● **WHAT TO DO**
Spot every line with the word "Tailwind" and return it.

..........

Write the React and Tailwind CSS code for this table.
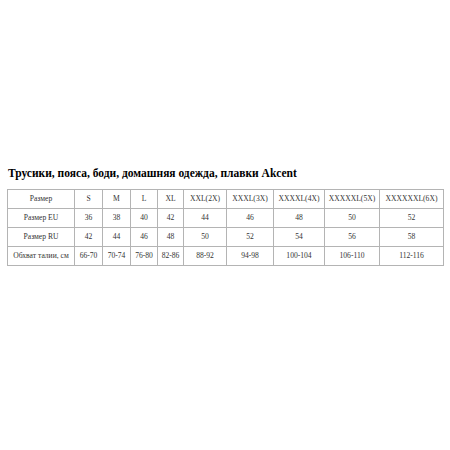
import React from "react";

const rows = [
  ["Размер", "S", "M", "L", "XL", "XXL(2X)", "XXXL(3X)", "XXXXL(4X)", "XXXXXL(5X)", "XXXXXXL(6X)"],
  ["Размер EU", "36", "38", "40", "42", "44", "46", "48", "50", "52"],
  ["Размер RU", "42", "44", "46", "48", "50", "52", "54", "56", "58"],
  ["Обхват талии, см", "66-70", "70-74", "76-80", "82-86", "88-92", "94-98", "100-104", "106-110", "112-116"],
];

const widths = ["w-[67px]", "w-[28px]", "w-[28px]", "w-[27px]", "w-[26px]", "w-[43px]", "w-[47px]", "w-[51px]", "w-[55px]", "w-[64px]"];

export default function App() {
  return (
    <div className="w-[450px] h-[450px] bg-white pt-[165px] pl-[7px] font-['Liberation_Serif'] text-black">
      <h2 className="text-[11.5px] font-bold leading-[16px] pl-[1px] mb-[8px]">
        Трусики, пояса, боди, домашняя одежда, плавки Akcent
      </h2>
      <table className="border-collapse table-fixed w-[436px]">
        <tbody>
          {rows.map((row, i) => (
            <tr key={i} className="h-[19px]">
              {row.map((cell, j) => (
                <td
                  key={j}
                  className={`${widths[j]} border border-[#b4b4b4] text-center text-[7.6px] leading-[10px] p-0 text-[#333] whitespace-nowrap`}
                >
                  {cell}
                </td>
              ))}
            </tr>
          ))}
        </tbody>
      </table>
    </div>
  );
}
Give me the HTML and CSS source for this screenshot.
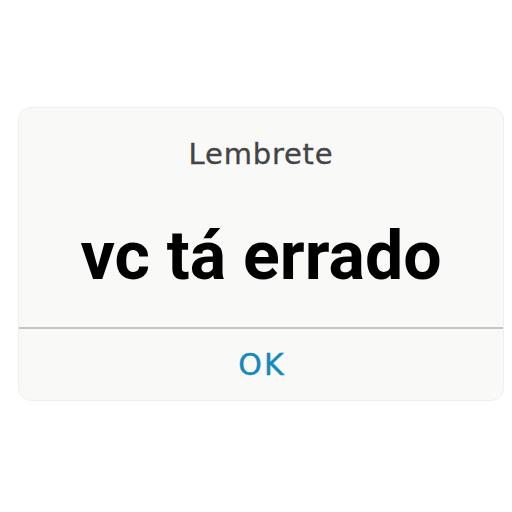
FILE: index.html
```html
<!doctype html>
<html lang="pt">
	<head>
		<meta charset="utf-8">
		<link rel="stylesheet" href="styles.css">
		<title>Lembrete</title>
	</head>
	<body>
		<div class="page">
			<div class="alert">
				<div class="alert-body">
					<div class="alert-title">Lembrete</div>
					<div class="alert-message">vc tá errado</div>
				</div>
				<div class="alert-footer">
					<span class="alert-button">OK</span>
				</div>
			</div>
		</div>
	</body>
</html>
```

FILE: styles.css
```css
body {
	background: #fff;
	margin: 0;
}

.page {
	padding: 107px 9px 0 18px;
}

.alert {
	background: #f9f9f8;
	border: 1px solid #efefee;
	border-radius: 13px;
	box-sizing: border-box;
	height: 294px;
	width: 486px;
	display: flex;
	flex-direction: column;
}

.alert-body {
	border-bottom: 2px solid #c6c6c6;
	height: 221px;
	box-sizing: border-box;
	padding-top: 28px;
	text-align: center;
}

.alert-title {
	color: #444;
	font: 400 29px/36px 'DejaVu Sans', sans-serif;
	letter-spacing: 0.8px;
	-webkit-text-stroke: 0.3px #444;
}

.alert-message {
	color: #000;
	font: 700 68px/78px Roboto, sans-serif;
	margin-top: 45px;
}

.alert-footer {
	flex: 1;
	display: flex;
	align-items: center;
	justify-content: center;
}

.alert-button {
	color: #1589bb;
	font: 400 30px/36px 'DejaVu Sans', sans-serif;
	letter-spacing: 2px;
	margin-left: 2px;
	-webkit-text-stroke: 0.4px #1589bb;
}
```
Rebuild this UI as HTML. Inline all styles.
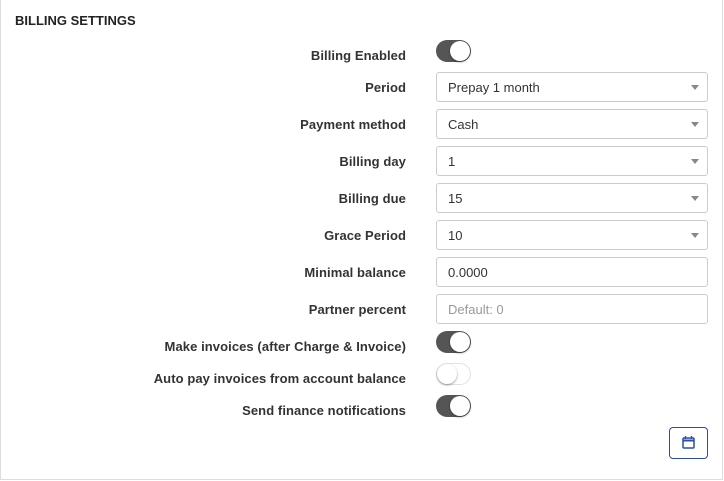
<!DOCTYPE html>
<html><head><style>
body{margin:0;width:724px;height:481px;background:#fff;font-family:"Liberation Sans",sans-serif;color:#333;position:relative;overflow:hidden}
.card{position:absolute;left:0;top:-1px;width:721px;height:480px;border:1px solid #ddd;border-top:none}
.title{position:absolute;left:15px;top:13px;font-size:13px;font-weight:bold;color:#222}
.lab{position:absolute;right:318px;font-size:13px;font-weight:bold;color:#333;text-align:right;white-space:nowrap;letter-spacing:0.08px}
.inp{position:absolute;left:436px;height:28px;border:1px solid #ccc;border-radius:3px;font-size:13px;line-height:30px;padding-left:11px;box-sizing:content-box;width:259px}
.inp.sel::after{content:"";position:absolute;right:8px;top:12px;border-left:4px solid transparent;border-right:4px solid transparent;border-top:5px solid #888}
.tg{position:absolute;left:436px;width:35px;height:22px;border-radius:11px;background:#555}
.tg::after{content:"";position:absolute;right:1px;top:1px;width:20px;height:20px;border-radius:50%;background:#fff;box-shadow:0 1px 2px rgba(0,0,0,.4)}
.tg.off{background:#fff;border:1px solid #e2e2e2;width:33px;height:20px}
.tg.off::after{left:0;top:0;right:auto}
.btn{position:absolute;left:669px;top:427px;width:37px;height:30px;border:1px solid #2a4da8;border-radius:4px}
</style></head><body>
<div class="card"></div>
<div class="title">BILLING SETTINGS</div>
<div class="lab" style="top:48px">Billing Enabled</div><div class="tg" style="top:40px"></div>
<div class="lab" style="top:80px">Period</div><div class="inp sel" style="top:72px">Prepay 1 month</div>
<div class="lab" style="top:117px">Payment method</div><div class="inp sel" style="top:109px">Cash</div>
<div class="lab" style="top:154px">Billing day</div><div class="inp sel" style="top:146px">1</div>
<div class="lab" style="top:191px">Billing due</div><div class="inp sel" style="top:183px">15</div>
<div class="lab" style="top:228px">Grace Period</div><div class="inp sel" style="top:220px">10</div>
<div class="lab" style="top:265px">Minimal balance</div><div class="inp" style="top:257px">0.0000</div>
<div class="lab" style="top:302px">Partner percent</div><div class="inp" style="top:294px;color:#999">Default: 0</div>
<div class="lab" style="top:339px">Make invoices (after Charge &amp; Invoice)</div><div class="tg" style="top:331px"></div>
<div class="lab" style="top:371px">Auto pay invoices from account balance</div><div class="tg off" style="top:363px"></div>
<div class="lab" style="top:403px">Send finance notifications</div><div class="tg" style="top:395px"></div>
<div class="btn"><svg width="37" height="30" viewBox="0 0 37 30"><rect x="13" y="10" width="11" height="10" rx="1" fill="none" stroke="#2a4da8" stroke-width="1.5"/><line x1="13" y1="12.5" x2="24" y2="12.5" stroke="#2a4da8" stroke-width="2"/><line x1="15.5" y1="8" x2="15.5" y2="11" stroke="#2a4da8" stroke-width="1.3"/><line x1="21.5" y1="8" x2="21.5" y2="11" stroke="#2a4da8" stroke-width="1.3"/></svg></div>
</body></html>
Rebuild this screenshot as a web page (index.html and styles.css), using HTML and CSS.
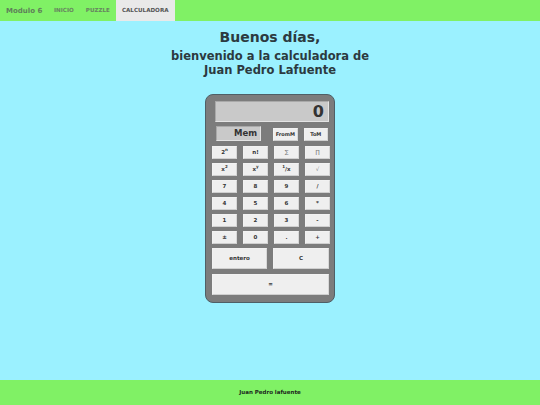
FILE: index.html
```html
<!DOCTYPE html>
<html lang="es">
<head>
<meta charset="utf-8">
<title>Calculadora</title>
<link rel="stylesheet" href="styles.css">
</head>
<body>
<header class="nav">
  <span class="brand">Modulo 6</span>
  <a class="link">INICIO</a>
  <a class="link">PUZZLE</a>
  <a class="link active">CALCULADORA</a>
</header>
<main class="main">
  <h1 class="hello">Buenos días,</h1>
  <h2 class="welcome">bienvenido a la calculadora de<br>Juan Pedro Lafuente</h2>
  <div class="calc">
    <div class="screen">0</div>
    <div class="memrow">
      <div class="mem">Mem</div>
      <button class="key mbtn">FromM</button>
      <button class="key mbtn">ToM</button>
    </div>
    <div class="keys">
      <button class="key">2<sup>n</sup></button><button class="key">n!</button><button class="key light">∑</button><button class="key light">∏</button>
      <button class="key">x<sup>2</sup></button><button class="key">x<sup>y</sup></button><button class="key"><sup>1</sup>/x</button><button class="key light">√</button>
      <button class="key">7</button><button class="key">8</button><button class="key">9</button><button class="key">/</button>
      <button class="key">4</button><button class="key">5</button><button class="key">6</button><button class="key">*</button>
      <button class="key">1</button><button class="key">2</button><button class="key">3</button><button class="key">-</button>
      <button class="key">±</button><button class="key">0</button><button class="key">.</button><button class="key">+</button>
    </div>
    <div class="bottom">
      <button class="key big">entero</button>
      <button class="key big">C</button>
      <button class="key big wide">=</button>
    </div>
  </div>
</main>
<footer class="foot">Juan Pedro lafuente</footer>
</body>
</html>
```
FILE: styles.css
```css
* { box-sizing: border-box; }
html, body { margin: 0; height: 100%; }
body {
  display: flex;
  flex-direction: column;
  height: 405px;
  overflow: hidden;
  background: #9bf1ff;
  font-family: "DejaVu Sans", sans-serif;
  color: #2c3a40;
}
.nav {
  display: flex;
  align-items: center;
  height: 21px;
  background: #80f165;
  padding-left: 6px;
}
.brand { font-size: 7px; color: #5f7f5a; font-weight: 700; width: 42px; white-space: nowrap; }
.link {
  font-size: 5.6px;
  font-weight: 700;
  color: #678460;
  padding: 0 6px;
  line-height: 21px;
  white-space: nowrap;
}
.link.active { background: #e9e9e9; color: #555; }
.main { flex: 1; display: flex; flex-direction: column; align-items: center; }
.hello { margin: 7px 0 0; font-size: 14px; line-height: 18px; font-weight: 700; }
.welcome { margin: 3px 0 0; font-size: 11.5px; line-height: 14px; font-weight: 700; text-align: center; }
.calc {
  width: 130px;
  height: 209px;
  margin-top: 17px;
  background: #7c7c7c;
  border: 1px solid #4f5f66;
  border-radius: 8px;
  padding: 6px;
  display: flex;
  flex-direction: column;
}
.screen {
  height: 21px;
  margin: 0 0 0 3px;
  width: 114px;
  background: #c9c9c9;
  border: 1px solid #a9a9a9;
  border-right-color: #e4e4e4;
  border-bottom-color: #e4e4e4;
  font-size: 16px;
  line-height: 19px;
  font-weight: 700;
  text-align: right;
  padding-right: 4px;
  color: #333;
}
.memrow { display: flex; gap: 6px; margin: 4px 0 0 4px; align-items: flex-end; }
.mem {
  width: 46px;
  height: 15px;
  margin-right: 6px;
  background: #c9c9c9;
  border: 1px solid #a9a9a9;
  border-right-color: #e4e4e4;
  border-bottom-color: #e4e4e4;
  font-size: 8.5px;
  line-height: 13px;
  font-weight: 700;
  text-align: right;
  padding-right: 3px;
  color: #333;
}
.key {
  margin: 0;
  padding: 0;
  border: 1px solid #f2f2f2;
  border-right-color: #d8d8d8;
  border-bottom-color: #cfcfcf;
  background: #efefef;
  font-family: "DejaVu Sans", sans-serif;
  font-size: 5.5px;
  font-weight: 700;
  color: #333;
  height: 13px;
  line-height: 1;
}
.key sup { font-size: 4px; line-height: 0; }
.key.light { font-weight: 400; color: #777; }
.mbtn { width: 25px; height: 13px; font-size: 5px; }
.keys { display: grid; grid-template-columns: repeat(4, 25px); column-gap: 6px; row-gap: 4px; margin: 5px 0 0; }
.bottom { display: grid; grid-template-columns: 55px 56px; column-gap: 6px; row-gap: 5px; margin-top: 4px; }
.big { height: 21px; }
.wide { grid-column: 1 / 3; }
.foot {
  height: 25px;
  background: #80f165;
  font-size: 5.5px;
  font-weight: 700;
  line-height: 25px;
  text-align: center;
  color: #1d2a1d;
}
```
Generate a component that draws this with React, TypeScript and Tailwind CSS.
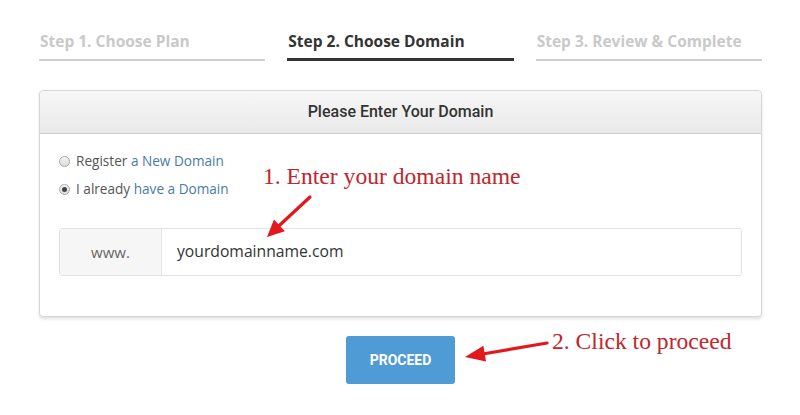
import React from 'react'

const STEPS = [
  { label: 'Step 1. Choose Plan', active: false },
  { label: 'Step 2. Choose Domain', active: true },
  { label: 'Step 3. Review & Complete', active: false },
]

// red annotation arrow: line from tail to tip, filled head at the tip
function Arrow({ x1, y1, x2, y2, head = 18, half = 8 }: { x1: number; y1: number; x2: number; y2: number; head?: number; half?: number }) {
  const dx = x2 - x1, dy = y2 - y1
  const len = Math.hypot(dx, dy)
  const ux = dx / len, uy = dy / len
  const bx = x2 - ux * head, by = y2 - uy * head
  const px = -uy * half, py = ux * half
  const pts = `${x2},${y2} ${bx + px},${by + py} ${bx - px},${by - py}`
  return (
    <g>
      <line x1={x1} y1={y1} x2={bx + ux * 2} y2={by + uy * 2} stroke="#e3171c" strokeWidth={3.2} strokeLinecap="round" />
      <polygon points={pts} fill="#e3171c" />
    </g>
  )
}

function Radio({ checked }: { checked?: boolean }) {
  return (
    <span className="inline-flex items-center justify-center w-[11px] h-[11px] rounded-full border border-[#a9a9a9] bg-gradient-to-b from-[#f4f4f4] to-[#dcdcdc] mr-[6px]">
      {checked && <span className="w-[5px] h-[5px] rounded-full bg-[#444]" />}
    </span>
  )
}

export default function App() {
  return (
    <div className="relative w-[800px] h-[415px] bg-white overflow-hidden" style={{ fontFamily: '"Open Sans", sans-serif' }}>
      <div className="ml-[39px] w-[723px]">
        {/* steps */}
        <div className="grid grid-cols-3 gap-[22px] pt-[31px]">
          {STEPS.map(s => (
            <div key={s.label}
              className={`pl-[1px] pb-[7px] text-[15.5px] leading-[20px] font-bold ${s.active ? 'text-[#333] border-b-[3px] border-[#333]' : 'text-[#c9c9c9] border-b-[2px] border-[#cfcfcf]'}`}>
              {s.label}
            </div>
          ))}
        </div>

        {/* domain panel */}
        <div className="mt-[29px] border border-[#d6d6d6] rounded-[4px] shadow-[0_2px_3px_rgba(0,0,0,0.12)] bg-white">
          <div className="h-[43px] flex items-center justify-center bg-gradient-to-b from-[#f7f7f7] to-[#e9e9e9] border-b border-[#cdcdcd] rounded-t-[4px] text-[16px] font-medium text-[#333]"
            style={{ fontFamily: 'Roboto, sans-serif' }}>
            Please Enter Your Domain
          </div>
          <div className="px-[19px] pt-[13px] pb-[40px]">
            <div className="h-[28px] flex items-center text-[13.6px] text-[#555]">
              <Radio />Register&nbsp;<span className="text-[#4a7ba7]">a New Domain</span>
            </div>
            <div className="h-[28px] flex items-center text-[13.6px] text-[#555]">
              <Radio checked />I already&nbsp;<span className="text-[#4a7ba7]">have a Domain</span>
            </div>
            <div className="mt-[25px] flex h-[48px] border border-[#e3e3e3] rounded-[3px]">
              <div className="w-[102px] flex items-center justify-center bg-[#f6f6f6] border-r border-[#e3e3e3] text-[15px] text-[#666]">
                www.
              </div>
              <div className="flex-1 flex items-center pl-[15px] text-[15.7px] text-[#333]">
                yourdomainname.com
              </div>
            </div>
          </div>
        </div>

        <div className="flex justify-center mt-[19px]">
          <button className="w-[109px] h-[48px] rounded-[3px] bg-[#4f9bd5] text-white text-[14px] font-bold"
            style={{ fontFamily: 'Roboto, sans-serif' }}>
            PROCEED
          </button>
        </div>
      </div>

      {/* annotations */}
      <div className="absolute left-[263px] top-[161px] text-[23.6px] leading-[30px] text-[#c0262c]" style={{ fontFamily: '"Liberation Serif", serif' }}>
        1. Enter your domain name
      </div>
      <div className="absolute left-[552px] top-[326px] text-[23.6px] leading-[30px] text-[#c0262c]" style={{ fontFamily: '"Liberation Serif", serif' }}>
        2. Click to proceed
      </div>
      <svg className="absolute left-0 top-0" width={800} height={415}>
        <Arrow x1={310} y1={197} x2={267} y2={237} head={17} half={8} />
        <Arrow x1={547} y1={343} x2={465} y2={357} head={20} half={8} />
      </svg>
    </div>
  )
}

..........

● **TASK SOLUTION**
Write the React and Tailwind CSS code for this table.
Generate a component that draws this with React, TypeScript and Tailwind CSS.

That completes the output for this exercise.